(Pages as source code)
- - -

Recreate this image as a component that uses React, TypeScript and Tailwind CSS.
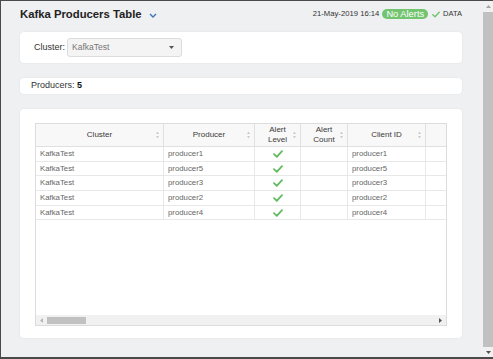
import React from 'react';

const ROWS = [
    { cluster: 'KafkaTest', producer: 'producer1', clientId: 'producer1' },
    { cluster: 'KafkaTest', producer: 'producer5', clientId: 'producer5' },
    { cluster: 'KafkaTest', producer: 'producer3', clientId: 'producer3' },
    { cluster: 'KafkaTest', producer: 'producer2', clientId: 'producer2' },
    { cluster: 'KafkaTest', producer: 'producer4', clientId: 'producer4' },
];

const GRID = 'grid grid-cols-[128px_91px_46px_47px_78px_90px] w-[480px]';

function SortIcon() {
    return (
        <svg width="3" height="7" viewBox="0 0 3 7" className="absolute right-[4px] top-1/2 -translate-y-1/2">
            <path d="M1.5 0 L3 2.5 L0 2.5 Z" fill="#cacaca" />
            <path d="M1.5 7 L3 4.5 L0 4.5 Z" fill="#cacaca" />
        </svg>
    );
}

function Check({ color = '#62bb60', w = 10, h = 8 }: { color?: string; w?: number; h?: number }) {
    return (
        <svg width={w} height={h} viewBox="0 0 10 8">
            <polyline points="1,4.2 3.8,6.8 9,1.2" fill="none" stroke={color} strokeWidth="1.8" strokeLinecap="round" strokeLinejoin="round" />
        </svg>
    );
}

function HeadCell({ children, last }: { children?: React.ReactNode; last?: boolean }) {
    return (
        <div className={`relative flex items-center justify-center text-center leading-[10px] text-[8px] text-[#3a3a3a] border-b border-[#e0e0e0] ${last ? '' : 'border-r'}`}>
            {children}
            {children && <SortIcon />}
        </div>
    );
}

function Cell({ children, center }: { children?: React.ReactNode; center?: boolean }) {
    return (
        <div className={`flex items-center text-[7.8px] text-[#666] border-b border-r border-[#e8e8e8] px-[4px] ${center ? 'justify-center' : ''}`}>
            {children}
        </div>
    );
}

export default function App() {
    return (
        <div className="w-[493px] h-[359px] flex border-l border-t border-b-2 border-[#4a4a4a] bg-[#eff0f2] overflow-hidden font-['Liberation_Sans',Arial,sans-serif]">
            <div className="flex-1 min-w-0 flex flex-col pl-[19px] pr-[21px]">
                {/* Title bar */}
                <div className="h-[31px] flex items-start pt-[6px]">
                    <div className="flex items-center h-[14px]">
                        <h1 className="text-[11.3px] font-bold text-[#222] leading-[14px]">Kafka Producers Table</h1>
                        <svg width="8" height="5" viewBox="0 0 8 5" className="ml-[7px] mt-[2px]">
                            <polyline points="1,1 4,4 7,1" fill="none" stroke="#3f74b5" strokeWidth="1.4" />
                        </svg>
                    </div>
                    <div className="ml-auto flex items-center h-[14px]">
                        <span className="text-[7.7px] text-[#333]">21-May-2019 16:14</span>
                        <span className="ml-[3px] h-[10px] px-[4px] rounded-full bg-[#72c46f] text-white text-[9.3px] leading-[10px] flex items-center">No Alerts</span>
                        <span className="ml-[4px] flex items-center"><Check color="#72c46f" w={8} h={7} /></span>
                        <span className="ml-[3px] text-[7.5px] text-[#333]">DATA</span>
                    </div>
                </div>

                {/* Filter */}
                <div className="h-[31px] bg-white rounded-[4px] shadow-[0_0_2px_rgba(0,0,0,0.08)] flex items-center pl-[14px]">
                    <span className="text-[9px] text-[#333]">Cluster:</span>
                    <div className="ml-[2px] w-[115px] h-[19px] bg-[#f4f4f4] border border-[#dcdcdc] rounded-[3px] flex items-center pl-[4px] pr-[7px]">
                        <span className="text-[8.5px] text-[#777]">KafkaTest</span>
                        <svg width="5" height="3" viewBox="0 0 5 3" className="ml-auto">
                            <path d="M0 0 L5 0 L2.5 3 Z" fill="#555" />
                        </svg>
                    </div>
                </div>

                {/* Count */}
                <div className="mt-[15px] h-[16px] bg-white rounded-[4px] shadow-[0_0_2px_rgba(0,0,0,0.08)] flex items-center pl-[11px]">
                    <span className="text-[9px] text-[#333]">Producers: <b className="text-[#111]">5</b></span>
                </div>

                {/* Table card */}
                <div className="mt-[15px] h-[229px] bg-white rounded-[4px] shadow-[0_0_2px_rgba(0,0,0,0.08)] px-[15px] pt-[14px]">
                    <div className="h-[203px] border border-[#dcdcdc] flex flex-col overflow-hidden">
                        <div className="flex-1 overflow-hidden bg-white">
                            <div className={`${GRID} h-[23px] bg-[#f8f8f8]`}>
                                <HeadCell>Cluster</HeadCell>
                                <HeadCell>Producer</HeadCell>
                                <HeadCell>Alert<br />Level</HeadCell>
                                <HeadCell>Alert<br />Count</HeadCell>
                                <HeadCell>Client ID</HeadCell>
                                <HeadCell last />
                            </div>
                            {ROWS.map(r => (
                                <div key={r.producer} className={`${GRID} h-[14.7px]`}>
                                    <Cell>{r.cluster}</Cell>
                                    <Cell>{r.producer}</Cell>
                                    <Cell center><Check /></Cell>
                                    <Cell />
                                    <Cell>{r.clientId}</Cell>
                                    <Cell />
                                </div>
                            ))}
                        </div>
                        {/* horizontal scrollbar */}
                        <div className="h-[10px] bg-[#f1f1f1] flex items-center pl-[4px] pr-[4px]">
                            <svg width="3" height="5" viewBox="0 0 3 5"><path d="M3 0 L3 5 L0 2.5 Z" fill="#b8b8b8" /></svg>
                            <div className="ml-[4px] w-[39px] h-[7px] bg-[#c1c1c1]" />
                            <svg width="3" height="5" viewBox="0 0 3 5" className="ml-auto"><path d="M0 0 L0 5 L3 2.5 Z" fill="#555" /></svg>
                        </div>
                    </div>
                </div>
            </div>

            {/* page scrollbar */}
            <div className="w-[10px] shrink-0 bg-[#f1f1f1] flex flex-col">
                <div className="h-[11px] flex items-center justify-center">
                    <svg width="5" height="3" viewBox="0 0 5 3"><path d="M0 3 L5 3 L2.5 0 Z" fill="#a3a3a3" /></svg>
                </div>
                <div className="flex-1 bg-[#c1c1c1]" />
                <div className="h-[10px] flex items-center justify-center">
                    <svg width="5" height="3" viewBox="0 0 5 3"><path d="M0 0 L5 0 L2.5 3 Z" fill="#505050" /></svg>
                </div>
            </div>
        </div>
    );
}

- - -

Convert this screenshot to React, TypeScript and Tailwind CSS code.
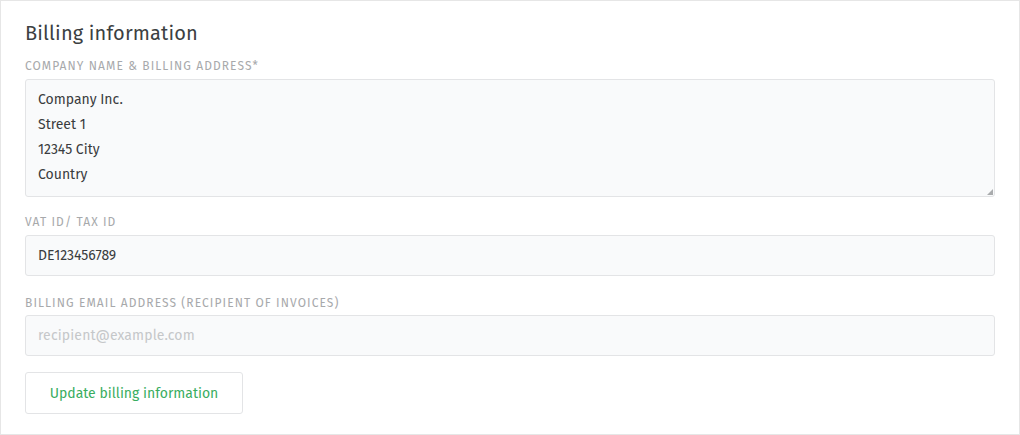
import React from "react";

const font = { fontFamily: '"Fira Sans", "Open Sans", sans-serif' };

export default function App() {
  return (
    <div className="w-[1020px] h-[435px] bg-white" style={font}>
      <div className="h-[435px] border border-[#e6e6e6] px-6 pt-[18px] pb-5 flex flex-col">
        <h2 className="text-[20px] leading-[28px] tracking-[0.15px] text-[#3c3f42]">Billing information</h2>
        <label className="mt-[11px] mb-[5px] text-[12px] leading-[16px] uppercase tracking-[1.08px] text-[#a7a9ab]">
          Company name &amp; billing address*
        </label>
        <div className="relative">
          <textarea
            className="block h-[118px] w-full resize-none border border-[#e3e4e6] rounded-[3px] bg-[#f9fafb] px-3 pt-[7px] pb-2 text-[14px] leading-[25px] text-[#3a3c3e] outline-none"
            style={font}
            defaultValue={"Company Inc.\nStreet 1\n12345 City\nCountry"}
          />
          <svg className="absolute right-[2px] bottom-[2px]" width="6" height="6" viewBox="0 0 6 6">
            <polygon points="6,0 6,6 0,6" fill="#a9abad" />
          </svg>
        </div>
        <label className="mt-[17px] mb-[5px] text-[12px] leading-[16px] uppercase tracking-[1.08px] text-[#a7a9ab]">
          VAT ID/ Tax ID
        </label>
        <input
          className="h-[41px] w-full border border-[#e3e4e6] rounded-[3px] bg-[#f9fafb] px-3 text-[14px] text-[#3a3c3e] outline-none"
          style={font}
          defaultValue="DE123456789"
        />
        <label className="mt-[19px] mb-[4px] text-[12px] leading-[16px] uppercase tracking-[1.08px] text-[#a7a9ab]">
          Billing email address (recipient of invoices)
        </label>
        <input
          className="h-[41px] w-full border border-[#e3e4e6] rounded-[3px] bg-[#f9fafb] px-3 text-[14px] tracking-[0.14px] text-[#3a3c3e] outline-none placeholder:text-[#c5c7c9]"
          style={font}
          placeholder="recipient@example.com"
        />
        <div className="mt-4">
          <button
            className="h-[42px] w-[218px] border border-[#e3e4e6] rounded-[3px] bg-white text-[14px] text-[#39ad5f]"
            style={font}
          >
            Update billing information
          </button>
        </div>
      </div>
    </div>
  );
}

- - -

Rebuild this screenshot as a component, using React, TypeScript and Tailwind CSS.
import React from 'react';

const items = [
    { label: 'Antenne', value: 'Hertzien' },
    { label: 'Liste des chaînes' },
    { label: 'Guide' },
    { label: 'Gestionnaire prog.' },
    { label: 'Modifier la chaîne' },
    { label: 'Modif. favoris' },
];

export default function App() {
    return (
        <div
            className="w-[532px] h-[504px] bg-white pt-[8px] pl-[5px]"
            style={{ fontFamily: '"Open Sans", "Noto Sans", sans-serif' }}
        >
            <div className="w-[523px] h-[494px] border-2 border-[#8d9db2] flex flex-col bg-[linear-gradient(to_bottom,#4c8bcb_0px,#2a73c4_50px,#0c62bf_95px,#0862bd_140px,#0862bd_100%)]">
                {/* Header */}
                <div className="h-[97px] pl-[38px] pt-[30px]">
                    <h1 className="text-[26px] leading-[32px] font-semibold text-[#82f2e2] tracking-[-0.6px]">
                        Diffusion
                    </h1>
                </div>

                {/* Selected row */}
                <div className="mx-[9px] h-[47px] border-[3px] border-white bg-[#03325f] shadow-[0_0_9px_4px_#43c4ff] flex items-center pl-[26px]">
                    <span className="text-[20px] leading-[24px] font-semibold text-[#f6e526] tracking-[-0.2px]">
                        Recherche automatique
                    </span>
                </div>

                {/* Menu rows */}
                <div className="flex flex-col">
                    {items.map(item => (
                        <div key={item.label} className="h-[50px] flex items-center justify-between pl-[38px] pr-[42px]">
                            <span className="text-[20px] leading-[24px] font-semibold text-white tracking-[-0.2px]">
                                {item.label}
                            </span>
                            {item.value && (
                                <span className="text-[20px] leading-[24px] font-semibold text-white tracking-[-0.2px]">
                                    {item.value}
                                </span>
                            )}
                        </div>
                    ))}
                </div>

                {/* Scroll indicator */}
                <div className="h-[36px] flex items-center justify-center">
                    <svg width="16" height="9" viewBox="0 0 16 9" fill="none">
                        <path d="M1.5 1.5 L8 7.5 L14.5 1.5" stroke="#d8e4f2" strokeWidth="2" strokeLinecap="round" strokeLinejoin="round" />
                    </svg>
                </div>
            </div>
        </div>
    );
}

- - -

To do:
Take only the lines above from the one that has "Recreate this image" through the one that has "const GRID = 'grid" and reproduce them exactly, omitting any pictures.

Answer to this task:
Recreate this image as a component that uses React, TypeScript and Tailwind CSS.
import React from 'react';

const ROWS = [
    { cluster: 'KafkaTest', producer: 'producer1', clientId: 'producer1' },
    { cluster: 'KafkaTest', producer: 'producer5', clientId: 'producer5' },
    { cluster: 'KafkaTest', producer: 'producer3', clientId: 'producer3' },
    { cluster: 'KafkaTest', producer: 'producer2', clientId: 'producer2' },
    { cluster: 'KafkaTest', producer: 'producer4', clientId: 'producer4' },
];

const GRID = 'grid grid-cols-[128px_91px_46px_47px_78px_90px] w-[480px]';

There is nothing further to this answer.